I've been looking for a good one piece for a while and when Shopbop had their recent 20% off sale, I splurged on this striped one by Solid & Striped. I love the unique colors in the stripe pattern and wanted something more fun than my old black one piece. It's a bold pattern yet slimming since they're vertical stripes and it could be cute worn as a bodysuit with shorts or a skirt even. I typically gravitate towards blues and greens but since having my hair pastel pink for the past few years I've been finding myself wearing a lot more corals and pink hues.

For sun protection, I always love Supergoop because it's cruelty free of parabens, pthlates etc and immediately absorbs without any sticky residue. Sunscreen is a pain so I like to make it as enjoyable a process as possible and Supergoop Body Butter definitely fits the bill. You can even reapply throughout the day without it pilling on your skin or getting gummy. If you are an avid sunscreener, you know what I'm talking about!

Now for jewels, this summer I'm re-launching a classic style, my lace filigree earrings. They're on the large side but they're lightweight so you can wear them all day. The lacy filigree gives it that boho feeling perfect for summer. Pair that with a chunky dome bangle and hat and sunnies and you're good to go!

Now, one of the things I look forward to most about the weekend, is relaxing with a drink in hand. I drink mostly white wine and rosé but have been lately trying to cut down on my alcohol intake as a way of reducing sugar and calories. I just can't get behind pouring soda water in my wine, it seems criminal to me to ruin a good glass of wine. I just try to alternate between each glass of wine with one glass of sparking water. However, I am always looking to liven up my non alcoholic libations so I'm excited to try this Rosemary, Honey and Grapefruit Spritzer recipe, courtesy of Tending the Table. It's refreshingly tart, not too sweet yet herbacious, what more can you ask for?! Cheers!
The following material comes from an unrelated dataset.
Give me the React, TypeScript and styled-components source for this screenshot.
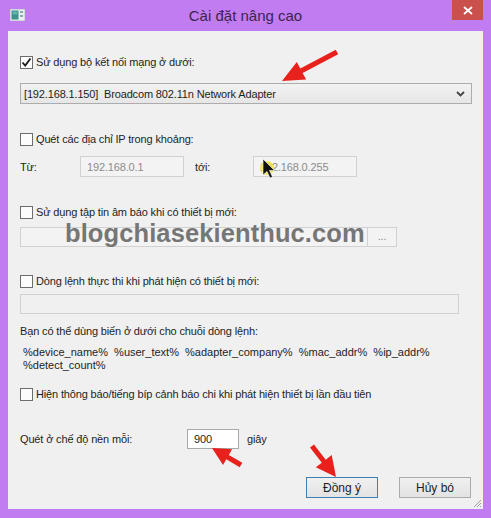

Rosemary, Honey and  Grapefruit Spritzer

Recipe by Tending the Table :   Serves 4

INGREDIENTS

2/3 cup honey

4  sprigs rosemary

1 1/4 cups freshly squeezed grapefruit juice (from about 5 grapefruit)

crushed ice

soda water

rosemary sprigs and grapefruit wedges to garnish

PROCEDURE

Combine the honey and rosemary in a small pot and gently heat over medium-low until the honey just begins to bubble around the edges, about 5 minutes. Remove from the heat and let steep for 5-10 minutes. Meanwhile fill 4 glasses with crushed ice. Once the honey has cooled slightly, remove the sprigs of rosemary and transfer 1/4 cup of the infused honey to a jar with a tight fitting lid, add the grapefruit juice and shake vigorously until combined and frothy. Divide the mixture between the glasses and top with soda water. Garnish with rosemary sprigs and grapefruit wedges.